> Code that builds pages
— start —

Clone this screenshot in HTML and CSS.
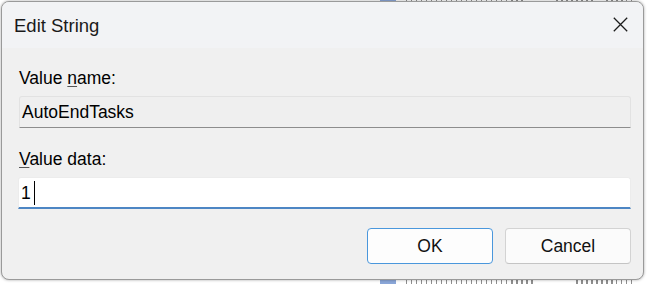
FILE: index.html
```html
<!DOCTYPE html>
<html>
<head>
<meta charset="utf-8">
<link rel="stylesheet" href="styles.css">
</head>
<body>
<div class="backdrop">
  <div class="bg-row bg-top"><span class="bg-ico"></span><span class="bg-word w1"></span><span class="bg-word w2"></span><span class="bg-word w3"></span></div>
  <div class="bg-row bg-bottom"><span class="bg-ico"></span><span class="bg-word w4"></span><span class="bg-word w5"></span></div>
</div>
<div class="window">
  <div class="titlebar">
    <span class="title">Edit String</span>
    <svg class="close" width="15" height="15" viewBox="0 0 15 15"><path d="M0.8 0.8 L14.2 14.2 M14.2 0.8 L0.8 14.2" stroke="#1b1b1b" stroke-width="1.25" fill="none"/></svg>
  </div>
  <div class="content">
    <div class="label label-name">Value <u>n</u>ame:</div>
    <div class="field field-readonly">AutoEndTasks</div>
    <div class="label label-data"><u>V</u>alue data:</div>
    <div class="field field-edit"><span>1</span><span class="caret"></span></div>
    <div class="buttons">
      <div class="btn btn-default">OK</div>
      <div class="btn">Cancel</div>
    </div>
  </div>
</div>
</body>
</html>
```

FILE: styles.css
```css
html, body {
  margin: 0;
  padding: 0;
}
body {
  width: 648px;
  height: 284px;
  overflow: hidden;
  background: #ffffff;
  font-family: "Liberation Sans", Arial, sans-serif;
  color: #000;
  position: relative;
}
.backdrop {
  position: absolute;
  left: 0;
  top: 0;
  width: 648px;
  height: 284px;
  z-index: 0;
}
.bg-row {
  position: absolute;
  left: 380px;
  display: flex;
  align-items: stretch;
  gap: 10px;
  height: 12px;
}
.bg-top { top: -9px; }
.bg-bottom { top: 280px; }
.bg-ico {
  width: 16px;
  background: #8aa6d8;
}
.bg-word {
  background: repeating-linear-gradient(90deg, #444 0 1.5px, transparent 1.5px 5px);
  opacity: 0.6;
}
.w1 { width: 120px; }
.w2 { width: 40px; margin-left: 20px; }
.w3 { width: 30px; }
.w4 { width: 130px; }
.w5 { width: 60px; margin-left: 30px; }

.window {
  position: relative;
  z-index: 1;
  box-sizing: border-box;
  margin: 1px 0 0 1px;
  width: 643px;
  height: 279px;
  border: 1px solid #9a9a9a;
  border-radius: 8px;
  overflow: hidden;
  background: #f0f0f0;
  box-shadow: 0 0 3px rgba(0,0,0,0.35);
  display: flex;
  flex-direction: column;
}
.titlebar {
  height: 46px;
  flex: none;
  background: #f2f3f5;
  display: flex;
  justify-content: space-between;
  align-items: flex-start;
  padding: 0 15px 0 12px;
}
.title {
  font-size: 18.5px;
  line-height: 20px;
  margin-top: 14px;
  color: #1a1a1a;
}
.close {
  margin-top: 15px;
  display: block;
}
.content {
  flex: 1;
  display: flex;
  flex-direction: column;
  padding: 20px 12px 0 16px;
}
.label {
  font-size: 17.5px;
  line-height: 20px;
  padding-left: 1px;
}
.label u {
  text-decoration-color: #555;
  text-underline-offset: 2px;
}
.label-data { margin-top: 21px; }
.field {
  box-sizing: border-box;
  height: 32px;
  margin-top: 8px;
  font-size: 17.5px;
  line-height: 20px;
  display: flex;
  align-items: center;
  padding: 0 2px;
}
.field-readonly {
  background: #efefef;
  border: 1px solid #e2e2e2;
  border-bottom: 1px solid #8d8d8d;
  border-radius: 3px 3px 0 0;
  margin-left: 1px;
}
.field-edit {
  background: #ffffff;
  border: 1px solid #ececec;
  border-bottom: 2px solid #4d86c4;
  border-radius: 3px 3px 0 0;
  padding-left: 2px;
}
.caret {
  display: inline-block;
  width: 1px;
  height: 24px;
  background: #000;
  margin-left: 3px;
}
.buttons {
  display: flex;
  justify-content: flex-end;
  gap: 12px;
  margin-top: 19px;
}
.btn {
  box-sizing: border-box;
  width: 126px;
  height: 36px;
  border: 1px solid #d3d3d3;
  border-bottom-color: #c4c4c4;
  border-radius: 4px;
  background: #fbfbfb;
  font-size: 17.5px;
  display: flex;
  align-items: center;
  justify-content: center;
  color: #111;
}
.btn-default {
  border: 1px solid #4a97dc;
  background: #fdfdfd;
}
```
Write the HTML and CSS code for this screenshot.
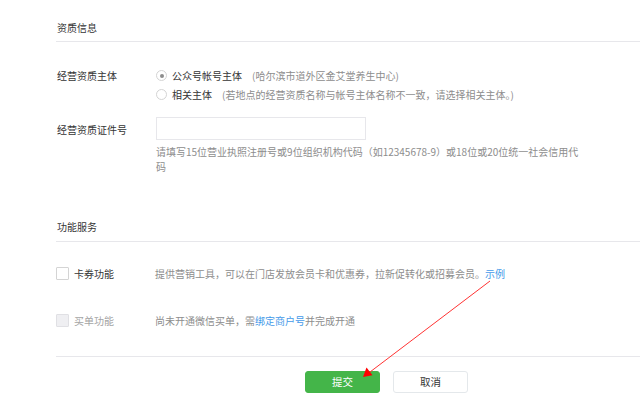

— end —

> What to work on
Set every line down exactly as written, leaving each picture out.

> Result for this exercise
Clone this screenshot in HTML and CSS.
FILE: index.html
```html
<!DOCTYPE html>
<html>
<head>
<meta charset="utf-8">
<link rel="stylesheet" href="styles.css">
</head>
<body>
<div class="backdrop">
  <div class="bg-row bg-top"><span class="bg-ico"></span><span class="bg-word w1"></span><span class="bg-word w2"></span><span class="bg-word w3"></span></div>
  <div class="bg-row bg-bottom"><span class="bg-ico"></span><span class="bg-word w4"></span><span class="bg-word w5"></span></div>
</div>
<div class="window">
  <div class="titlebar">
    <span class="title">Edit String</span>
    <svg class="close" width="15" height="15" viewBox="0 0 15 15"><path d="M0.8 0.8 L14.2 14.2 M14.2 0.8 L0.8 14.2" stroke="#1b1b1b" stroke-width="1.25" fill="none"/></svg>
  </div>
  <div class="content">
    <div class="label label-name">Value <u>n</u>ame:</div>
    <div class="field field-readonly">AutoEndTasks</div>
    <div class="label label-data"><u>V</u>alue data:</div>
    <div class="field field-edit"><span>1</span><span class="caret"></span></div>
    <div class="buttons">
      <div class="btn btn-default">OK</div>
      <div class="btn">Cancel</div>
    </div>
  </div>
</div>
</body>
</html>
```

FILE: styles.css
```css
html, body {
  margin: 0;
  padding: 0;
}
body {
  width: 648px;
  height: 284px;
  overflow: hidden;
  background: #ffffff;
  font-family: "Liberation Sans", Arial, sans-serif;
  color: #000;
  position: relative;
}
.backdrop {
  position: absolute;
  left: 0;
  top: 0;
  width: 648px;
  height: 284px;
  z-index: 0;
}
.bg-row {
  position: absolute;
  left: 380px;
  display: flex;
  align-items: stretch;
  gap: 10px;
  height: 12px;
}
.bg-top { top: -9px; }
.bg-bottom { top: 280px; }
.bg-ico {
  width: 16px;
  background: #8aa6d8;
}
.bg-word {
  background: repeating-linear-gradient(90deg, #444 0 1.5px, transparent 1.5px 5px);
  opacity: 0.6;
}
.w1 { width: 120px; }
.w2 { width: 40px; margin-left: 20px; }
.w3 { width: 30px; }
.w4 { width: 130px; }
.w5 { width: 60px; margin-left: 30px; }

.window {
  position: relative;
  z-index: 1;
  box-sizing: border-box;
  margin: 1px 0 0 1px;
  width: 643px;
  height: 279px;
  border: 1px solid #9a9a9a;
  border-radius: 8px;
  overflow: hidden;
  background: #f0f0f0;
  box-shadow: 0 0 3px rgba(0,0,0,0.35);
  display: flex;
  flex-direction: column;
}
.titlebar {
  height: 46px;
  flex: none;
  background: #f2f3f5;
  display: flex;
  justify-content: space-between;
  align-items: flex-start;
  padding: 0 15px 0 12px;
}
.title {
  font-size: 18.5px;
  line-height: 20px;
  margin-top: 14px;
  color: #1a1a1a;
}
.close {
  margin-top: 15px;
  display: block;
}
.content {
  flex: 1;
  display: flex;
  flex-direction: column;
  padding: 20px 12px 0 16px;
}
.label {
  font-size: 17.5px;
  line-height: 20px;
  padding-left: 1px;
}
.label u {
  text-decoration-color: #555;
  text-underline-offset: 2px;
}
.label-data { margin-top: 21px; }
.field {
  box-sizing: border-box;
  height: 32px;
  margin-top: 8px;
  font-size: 17.5px;
  line-height: 20px;
  display: flex;
  align-items: center;
  padding: 0 2px;
}
.field-readonly {
  background: #efefef;
  border: 1px solid #e2e2e2;
  border-bottom: 1px solid #8d8d8d;
  border-radius: 3px 3px 0 0;
  margin-left: 1px;
}
.field-edit {
  background: #ffffff;
  border: 1px solid #ececec;
  border-bottom: 2px solid #4d86c4;
  border-radius: 3px 3px 0 0;
  padding-left: 2px;
}
.caret {
  display: inline-block;
  width: 1px;
  height: 24px;
  background: #000;
  margin-left: 3px;
}
.buttons {
  display: flex;
  justify-content: flex-end;
  gap: 12px;
  margin-top: 19px;
}
.btn {
  box-sizing: border-box;
  width: 126px;
  height: 36px;
  border: 1px solid #d3d3d3;
  border-bottom-color: #c4c4c4;
  border-radius: 4px;
  background: #fbfbfb;
  font-size: 17.5px;
  display: flex;
  align-items: center;
  justify-content: center;
  color: #111;
}
.btn-default {
  border: 1px solid #4a97dc;
  background: #fdfdfd;
}
```
Write the HTML and CSS code for this screenshot.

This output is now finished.